ANTI-VIOLENCE campaigners are calling on Portland residents to join them at a new meeting with police.

Islanders have been calling for more police action after a series of attacks and a new meeting has been arranged to speak to officers and generate ideas that will improve public safety.

The new meeting at Easton Methodist Church Hall will be chaired by Eddie Waring after he helped set up two residents’ meetings at the Clifton Hotel earlier this summer.

Mr Waring was among a group who met with police after those public meetings to discuss ideas including new ‘pubwatch’ and ‘shopwatch’ schemes.

And he is calling on his fellow Portlanders to seize the opportunity to tell the police what they want and to come up with their own ideas.

Mr Waring said: “We want to appeal to as many people as possible to come.

“There could be better ideas out there.

“We want people to come to us so we can discuss them and make a plan to go on from there.”

Portland town councillor and pub landlord Neil ‘Chaz’ Charlton said this meeting will be a big chance for residents to have their say.

He said: “This meeting is the meeting that needs the full support of the Island.

“They will be letting themselves down if they don’t turn up.

“People are talking about stuff but this is the time to talk about how you feel and pass on your thoughts to the community.”

After the two residents’ meetings at the Clifton Hotel, Mr Waring and Mr Charlton joined Portland mayor David Thurston and fellow resident Nigel McColm for a meeting with the police.

And after that meeting Mr Charlton, Mr Waring and Sergeant Neil Wood met up with the Echo to talk about what they had discussed.

They said they want to work with residents on an ‘epic model’ that includes prevention of crime, police enforcement and communication.

Mr Charlton said: “We can’t achieve any of this without the public.

“It was not about deals being made behind closed doors.

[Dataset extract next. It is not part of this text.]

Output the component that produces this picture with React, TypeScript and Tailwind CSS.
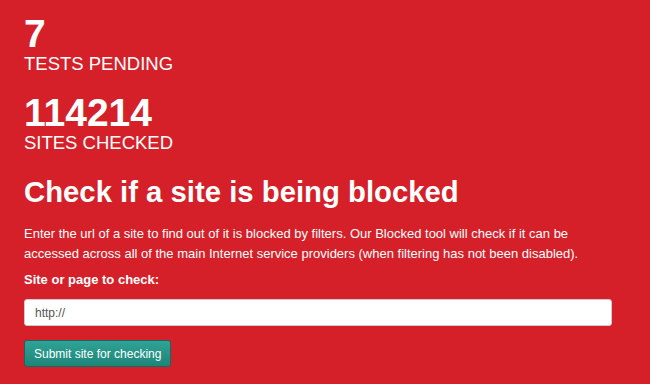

“We can only achieve what we want to achieve if we all work as a unit.

“We addressed everything the community has requested.”

The public meeting will be held in Easton at 7.30pm on Tuesday, August 24.

Under each chair in the hall there will be a piece of paper and an envelope so that residents can leave their ideas and police requests in a box at the end of the night.

They can leave them anonymously or with their contact details.

Sgt Wood, head of the Portland Safer Neighbourhood Team, said: “Things are starting to happen now. We are moving forward and we’ve got to keep the momentum.

Portlanders voiced their public safety fears at two meetings at the Clifton Hotel earlier this summer.

Residents told how vigilante groups were ready to act after fears had grown that gangs were terrorising the island.

At the first meeting, Sergeant Neil Wood warned against vigilante action. He listened to residents’ concerns and pledged to ‘robustly’ address anti-social behaviour.

And he agreed to have a follow-up meeting to discuss ways forward and to show what the police have achieved.

The meeting at Easton Methodist Church Hall is the result of that agreement.

Ahead of that meeting, residents Eddie Waring, Neil Charlton, Nigel McColm and Portland Mayor David Thurston met with police.

Andy Matthews from the Portland Community Partnership also attended.

Sergeant Neil Wood was joined at that meeting by Inspector Pete Meteau, section commander for Weymouth and Portland, and Chief Inspector Matthew Hiles, Divisional Commander of Dorset County Division.

The meeting was used to agree to work together to encourage residents to attend the next meeting and to work with the police.

They discussed ideas including ‘pubwatch’ and ‘shopwatch’ and the police are looking at ways to engage the NHS in projects to tackle drug abuse.